Material provided:
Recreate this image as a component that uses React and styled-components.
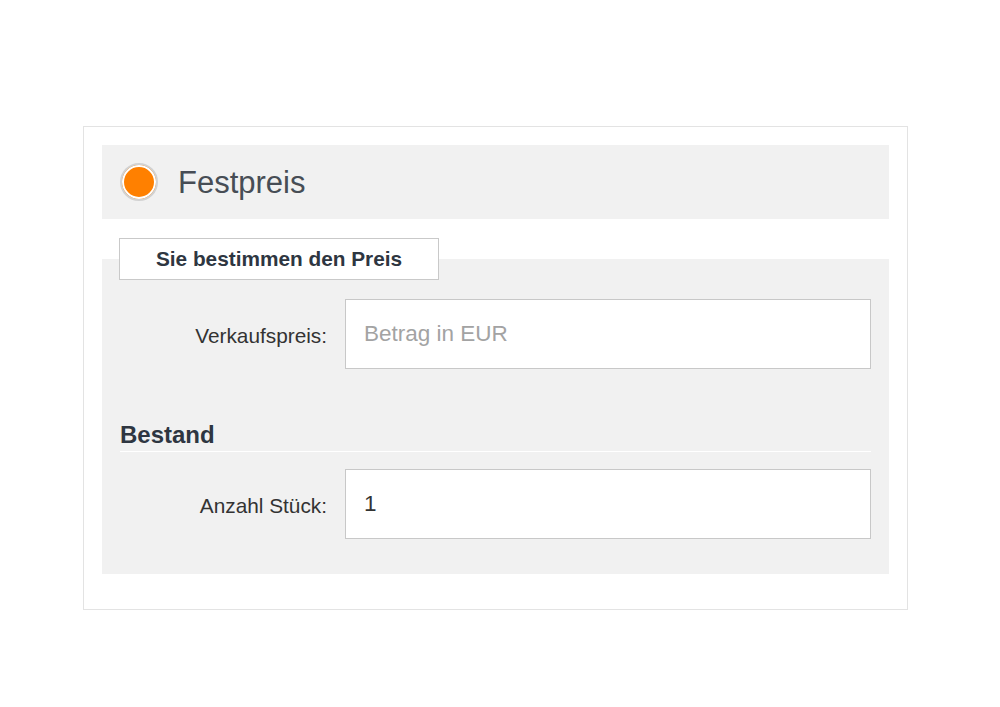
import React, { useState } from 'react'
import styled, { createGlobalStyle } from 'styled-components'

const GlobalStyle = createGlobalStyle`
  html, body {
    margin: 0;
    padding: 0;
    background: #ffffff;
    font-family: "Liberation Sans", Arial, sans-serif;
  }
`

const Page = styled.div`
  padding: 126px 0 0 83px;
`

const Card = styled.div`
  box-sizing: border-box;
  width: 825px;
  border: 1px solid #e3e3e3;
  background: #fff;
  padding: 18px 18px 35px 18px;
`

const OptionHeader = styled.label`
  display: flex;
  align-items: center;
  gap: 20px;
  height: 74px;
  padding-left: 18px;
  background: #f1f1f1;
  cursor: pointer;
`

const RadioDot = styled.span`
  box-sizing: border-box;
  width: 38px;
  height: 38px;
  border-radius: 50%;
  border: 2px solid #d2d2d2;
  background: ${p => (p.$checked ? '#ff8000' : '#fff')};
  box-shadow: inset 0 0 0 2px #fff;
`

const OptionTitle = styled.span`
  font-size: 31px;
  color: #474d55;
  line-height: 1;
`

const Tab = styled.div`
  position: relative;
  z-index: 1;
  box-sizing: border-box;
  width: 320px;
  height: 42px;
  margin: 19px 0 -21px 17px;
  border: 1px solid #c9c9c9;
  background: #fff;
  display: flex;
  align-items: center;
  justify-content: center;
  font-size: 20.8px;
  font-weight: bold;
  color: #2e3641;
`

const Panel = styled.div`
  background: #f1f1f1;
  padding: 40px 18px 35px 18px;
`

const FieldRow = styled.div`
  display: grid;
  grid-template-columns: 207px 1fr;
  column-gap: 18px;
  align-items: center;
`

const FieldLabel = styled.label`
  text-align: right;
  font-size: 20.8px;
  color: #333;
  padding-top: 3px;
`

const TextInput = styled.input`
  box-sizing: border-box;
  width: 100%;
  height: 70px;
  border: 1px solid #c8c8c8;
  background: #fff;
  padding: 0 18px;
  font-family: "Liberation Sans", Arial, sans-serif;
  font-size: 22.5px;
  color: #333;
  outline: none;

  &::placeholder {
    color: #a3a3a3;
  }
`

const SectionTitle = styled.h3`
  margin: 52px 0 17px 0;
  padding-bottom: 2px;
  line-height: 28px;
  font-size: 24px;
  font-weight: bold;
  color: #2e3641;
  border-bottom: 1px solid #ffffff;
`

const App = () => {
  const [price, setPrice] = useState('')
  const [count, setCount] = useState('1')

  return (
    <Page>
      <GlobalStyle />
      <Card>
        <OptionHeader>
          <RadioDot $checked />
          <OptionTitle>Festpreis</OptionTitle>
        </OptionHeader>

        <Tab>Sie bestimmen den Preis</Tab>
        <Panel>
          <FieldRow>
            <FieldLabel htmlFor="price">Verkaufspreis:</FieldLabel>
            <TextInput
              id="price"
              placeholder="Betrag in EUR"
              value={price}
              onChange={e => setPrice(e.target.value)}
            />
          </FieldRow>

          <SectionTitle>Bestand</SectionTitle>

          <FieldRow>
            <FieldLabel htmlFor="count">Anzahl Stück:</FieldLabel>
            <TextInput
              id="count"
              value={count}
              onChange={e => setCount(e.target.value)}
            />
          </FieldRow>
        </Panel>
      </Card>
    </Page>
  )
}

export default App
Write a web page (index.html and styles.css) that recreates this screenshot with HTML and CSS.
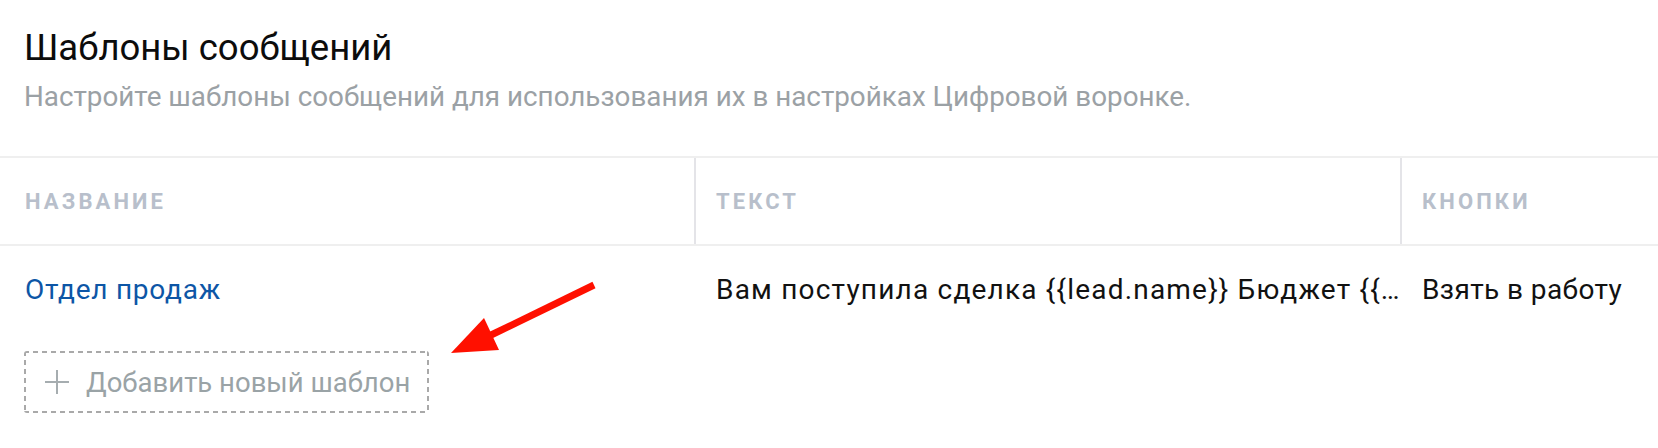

Task to carry out: Pick out lines containing the word "index", each one as written.

Finished answer:
  z-index: 1;
Write a web page (index.html and styles.css) that recreates this screenshot with HTML and CSS.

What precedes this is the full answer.